— START —
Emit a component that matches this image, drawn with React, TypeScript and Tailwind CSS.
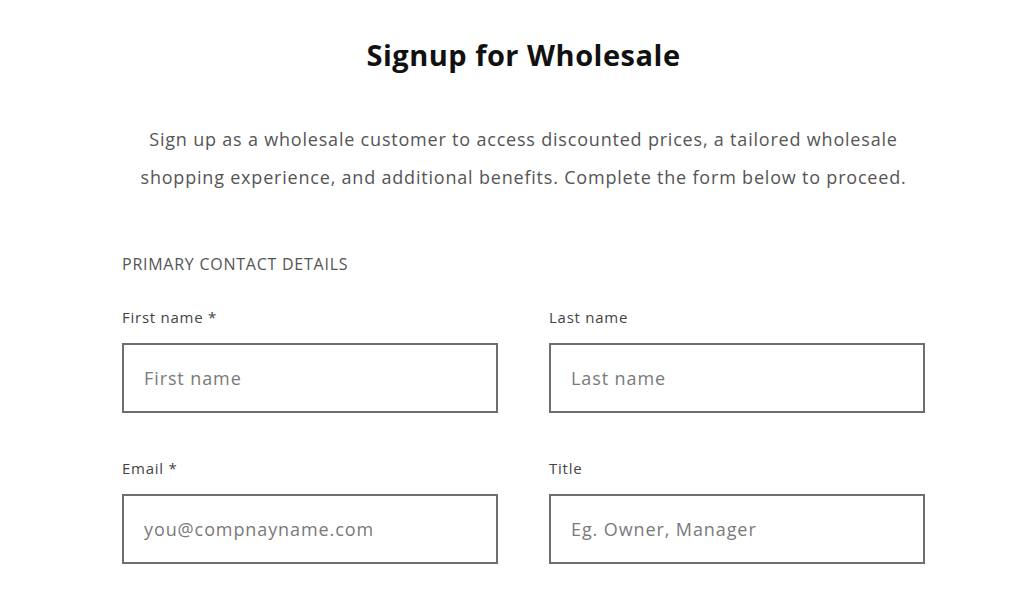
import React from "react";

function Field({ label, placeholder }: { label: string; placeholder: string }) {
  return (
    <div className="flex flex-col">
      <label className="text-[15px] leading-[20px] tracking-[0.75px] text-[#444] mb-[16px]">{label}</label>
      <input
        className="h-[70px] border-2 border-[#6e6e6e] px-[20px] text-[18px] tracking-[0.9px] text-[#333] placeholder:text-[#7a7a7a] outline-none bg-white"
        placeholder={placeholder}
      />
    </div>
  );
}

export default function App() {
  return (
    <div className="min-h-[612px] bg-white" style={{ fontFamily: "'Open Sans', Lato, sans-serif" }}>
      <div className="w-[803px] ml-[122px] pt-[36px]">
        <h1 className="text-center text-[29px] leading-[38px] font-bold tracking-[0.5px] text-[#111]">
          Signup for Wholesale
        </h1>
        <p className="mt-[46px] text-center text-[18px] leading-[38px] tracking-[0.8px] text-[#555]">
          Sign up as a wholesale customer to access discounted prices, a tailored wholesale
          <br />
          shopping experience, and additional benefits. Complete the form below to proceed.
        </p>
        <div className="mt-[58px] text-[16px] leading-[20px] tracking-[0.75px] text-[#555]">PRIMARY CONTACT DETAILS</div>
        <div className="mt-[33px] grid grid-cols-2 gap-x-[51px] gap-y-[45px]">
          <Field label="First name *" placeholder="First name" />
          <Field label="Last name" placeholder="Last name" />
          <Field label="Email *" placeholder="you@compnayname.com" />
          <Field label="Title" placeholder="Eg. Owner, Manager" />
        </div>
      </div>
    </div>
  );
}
— END —
— START —
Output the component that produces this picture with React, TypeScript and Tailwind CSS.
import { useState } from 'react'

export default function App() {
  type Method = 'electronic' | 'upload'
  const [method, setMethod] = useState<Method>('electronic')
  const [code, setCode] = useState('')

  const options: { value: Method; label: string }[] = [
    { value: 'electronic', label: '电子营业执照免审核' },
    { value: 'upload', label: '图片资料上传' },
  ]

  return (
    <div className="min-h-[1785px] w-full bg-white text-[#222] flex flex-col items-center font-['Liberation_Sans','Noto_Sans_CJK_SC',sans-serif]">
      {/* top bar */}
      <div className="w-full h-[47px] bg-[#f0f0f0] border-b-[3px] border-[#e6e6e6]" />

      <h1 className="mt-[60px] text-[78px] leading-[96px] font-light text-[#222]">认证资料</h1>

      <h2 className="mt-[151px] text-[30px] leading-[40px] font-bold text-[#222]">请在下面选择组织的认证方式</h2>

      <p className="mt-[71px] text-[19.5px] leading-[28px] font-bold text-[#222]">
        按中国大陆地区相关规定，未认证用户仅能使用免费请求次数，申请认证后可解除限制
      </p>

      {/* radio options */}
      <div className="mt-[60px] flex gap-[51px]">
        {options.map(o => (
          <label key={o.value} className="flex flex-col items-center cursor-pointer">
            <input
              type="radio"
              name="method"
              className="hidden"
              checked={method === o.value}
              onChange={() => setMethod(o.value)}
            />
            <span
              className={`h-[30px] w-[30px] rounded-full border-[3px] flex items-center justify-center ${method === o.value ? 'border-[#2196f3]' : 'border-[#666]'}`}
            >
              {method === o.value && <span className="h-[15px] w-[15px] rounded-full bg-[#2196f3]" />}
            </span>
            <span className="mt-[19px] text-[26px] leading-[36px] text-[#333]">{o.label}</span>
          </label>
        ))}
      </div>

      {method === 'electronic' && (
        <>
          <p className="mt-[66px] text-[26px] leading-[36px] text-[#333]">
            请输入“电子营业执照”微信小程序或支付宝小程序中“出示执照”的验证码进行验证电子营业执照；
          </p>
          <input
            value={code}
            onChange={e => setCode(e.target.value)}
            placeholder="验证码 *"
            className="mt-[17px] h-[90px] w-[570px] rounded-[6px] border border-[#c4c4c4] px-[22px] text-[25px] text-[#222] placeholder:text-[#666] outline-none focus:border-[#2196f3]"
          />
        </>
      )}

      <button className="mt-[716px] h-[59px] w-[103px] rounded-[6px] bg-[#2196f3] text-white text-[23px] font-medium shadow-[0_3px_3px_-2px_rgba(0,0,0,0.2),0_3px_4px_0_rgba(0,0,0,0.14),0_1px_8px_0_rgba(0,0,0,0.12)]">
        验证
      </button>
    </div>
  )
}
— END —
### Task brief
Repeat, word for word, the lines of the material above from the one holding "Emit a component" through the one holding "import React from". Leave out pictures.

### Complete output
Emit a component that matches this image, drawn with React, TypeScript and Tailwind CSS.
import React from "react";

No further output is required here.